The Freedom and Power of God

But the second thing John's statement reveals is a profound disagreement with the Jews if they start to rely on their Jewishness. They disagree about the freedom and the power of God. Some of the Jews think that by virtue of their physical Jewishness they've got God in a corner. He must bless them. He can't pour out wrath on them, because he always keeps his word. So it does not matter finally if they are repentant or not. They are relying not on God's mercy but on their own ethnic human distinctive. What they fail to see, and what John shows them, is that God is not as boxed in as they think. He is able both to keep his promises to Abraham and to put a stop to their boasting in their physical descent from Abraham. How? He can wipe them out in his wrath and raise up out of nothing a new people for himself who will bear the fruits of repentance and trust not themselves but in God's free mercy alone.

What these Jews had forgotten—and it's what all people forget when they try to obligate God by any of their human distinctives or human efforts—they forgot the freedom of God to have mercy on whomever he wills. They forgot the power of God who can always find a way to rebuke human self-reliance while keeping his promises. So verse 9 repeats the warning implicit in verse 7. "Even now the axe is laid to the root of the trees; every tree therefore that does not bear good fruit is cut down and thrown into the fire." Don't trust in the kind of tree you are. If there is no fruit that accords with repentance, you will be destroyed. It doesn't matter if the tree is Jewish or Gentile; what matters is repentance and its fruit.

Let me conclude by defining repentance afresh now that we have seen in a new way what the Jews were being called to turn away from and what they were being called to turn to.
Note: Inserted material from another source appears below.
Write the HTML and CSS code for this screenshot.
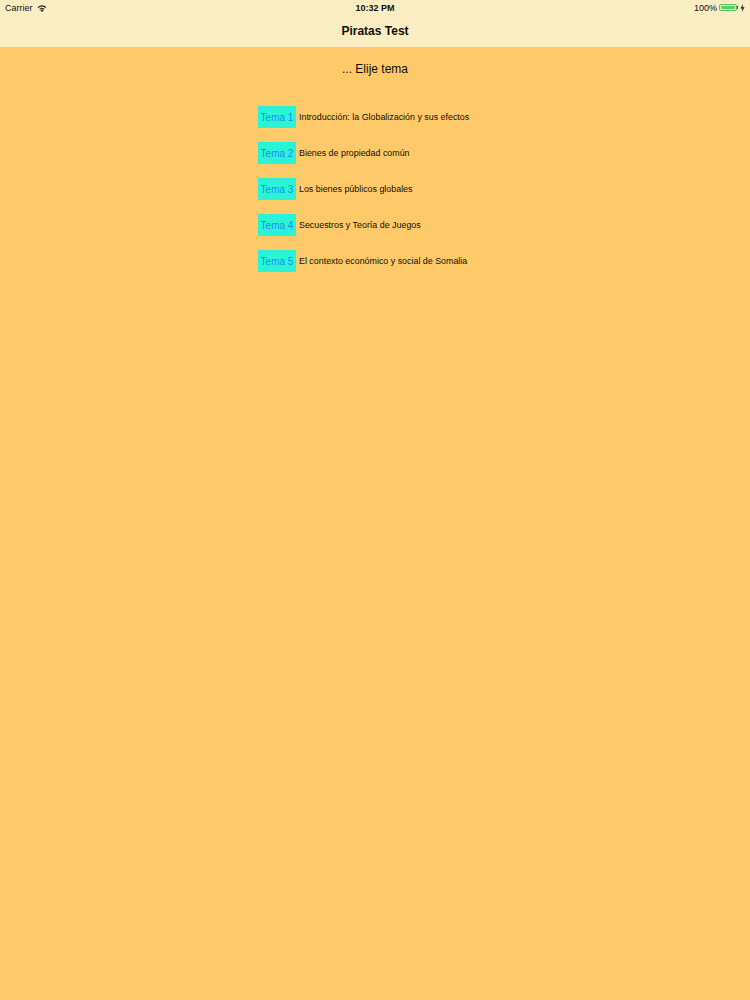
FILE: index.html
```html
<!DOCTYPE html>
<html lang="es">
<head>
    <meta charset="UTF-8">
    <meta name="viewport" content="width=device-width, initial-scale=1.0">
    <title>Piratas Test</title>
    <link rel="stylesheet" href="styles.css">
</head>
<body>
    <div class="top-bar">
        <div class="status-bar">
            <div class="status-left">
                <span>Carrier</span>
                <svg class="wifi" width="10" height="8" viewBox="0 0 10 8">
                    <path d="M5 8 L3.4 6.2 A2.4 2.4 0 0 1 6.6 6.2 Z" fill="#222"/>
                    <path d="M2.3 5 A3.9 3.9 0 0 1 7.7 5 L7 5.8 A2.9 2.9 0 0 0 3 5.8 Z" fill="#222"/>
                    <path d="M0.6 3.2 A6.2 6.2 0 0 1 9.4 3.2 L8.6 4.1 A5 5 0 0 0 1.4 4.1 Z" fill="#222"/>
                </svg>
            </div>
            <div class="status-time">10:32 PM</div>
            <div class="status-right">
                <span>100%</span>
                <span class="battery"><span class="battery-fill"></span></span>
                <span class="battery-tip"></span>
                <svg class="bolt" width="5" height="8" viewBox="0 0 5 8">
                    <path d="M3 0 L0.5 4.6 H2.3 L1.8 8 L4.5 3.2 H2.7 Z" fill="#222"/>
                </svg>
            </div>
        </div>
        <div class="nav-bar">Piratas Test</div>
    </div>

    <div class="content">
        <h1 class="heading">... Elije tema</h1>

        <ul class="topic-list">
            <li class="topic"><button class="topic-btn">Tema 1</button><span class="topic-label">Introducción: la Globalización y sus efectos</span></li>
            <li class="topic"><button class="topic-btn">Tema 2</button><span class="topic-label">Bienes de propiedad común</span></li>
            <li class="topic"><button class="topic-btn">Tema 3</button><span class="topic-label">Los bienes públicos globales</span></li>
            <li class="topic"><button class="topic-btn">Tema 4</button><span class="topic-label">Secuestros y Teoría de Juegos</span></li>
            <li class="topic"><button class="topic-btn">Tema 5</button><span class="topic-label">El contexto económico y social de Somalia</span></li>
        </ul>
    </div>
</body>
</html>
```

FILE: styles.css
```css
html, body {
    margin: 0;
    padding: 0;
}
body {
    font-family: "Liberation Sans", Arial, sans-serif;
    background: #fec968;
    color: #111;
    min-height: 1000px;
}
.top-bar {
    background: #f9edc1;
    border-bottom: 1px solid #e4cf95;
}
.status-bar {
    height: 15px;
    display: flex;
    align-items: center;
    justify-content: space-between;
    padding: 0 5px;
    font-size: 9px;
    position: relative;
}
.status-left {
    display: flex;
    align-items: center;
    gap: 4px;
}
.status-time {
    position: absolute;
    left: 0;
    right: 0;
    text-align: center;
    font-weight: bold;
    pointer-events: none;
}
.status-right {
    display: flex;
    align-items: center;
}
.battery {
    margin-left: 2px;
    width: 18px;
    height: 7px;
    border: 1px solid #5bbf5b;
    border-radius: 2px;
    box-sizing: border-box;
    padding: 1px;
    display: flex;
}
.battery-fill {
    flex: 1;
    background: #4cd964;
    border-radius: 1px;
}
.battery-tip {
    width: 1px;
    height: 3px;
    background: #555;
    margin-right: 2px;
}
.nav-bar {
    height: 31px;
    display: flex;
    align-items: center;
    justify-content: center;
    font-size: 12px;
    font-weight: bold;
    padding-bottom: 1px;
}
.content {
    padding-top: 14px;
}
.heading {
    margin: 0;
    text-align: center;
    font-size: 12px;
    font-weight: normal;
    line-height: 15px;
}
.topic-list {
    list-style: none;
    margin: 29px 0 0 258px;
    padding: 0;
    display: flex;
    flex-direction: column;
    gap: 14px;
}
.topic {
    display: flex;
    align-items: center;
    height: 22px;
}
.topic-btn {
    width: 38px;
    height: 22px;
    border: none;
    padding: 0;
    background: #2bf4d6;
    color: #1c8df4;
    font-family: "Liberation Sans", Arial, sans-serif;
    font-size: 10px;
    cursor: pointer;
}
.topic-label {
    margin-left: 3px;
    font-size: 8.9px;
}
```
It should make us tremble to think that a people who had such a strong God consciousness and who believed that God would keep his promises could nevertheless be called a "brood of vipers" and be threatened with hell fire. Are there not religious people today who don't believe this much but feel secure? We must look very carefully to see what repentance is here, that we too might flee the coming wrath. In view of what we have seen in John's warning, I would define repentance like this: Repentance is turning away from any and all reliance upon what I am by birth (like Jewish or Gentile) or what I have done by my own effort, and turning to the absolutely free mercy of God for the hope of salvation. Mercy by its very nature cannot be constrained or obligated by human distinctives or efforts. As Paul says in Romans 9:15, 16, "God says 'I will have mercy on whom I have mercy, and I will have compassion on whom I have compassion.' So it depends not on man's will or exertion, but upon God's mercy." But for our comfort and assurance, God has revealed that there is one thing that always receives mercy, and that is reliance on mercy, which is what the New Testament means by faith.

Repentance, therefore, is the altering of what we rely on in life, what we hope in, what we are counting on for salvation in the age to come and for help now. The repentance that leads to forgiveness of sins is turning away from what we are by birth or achieve by effort to rely wholly on mercy, God's free and sovereign grace.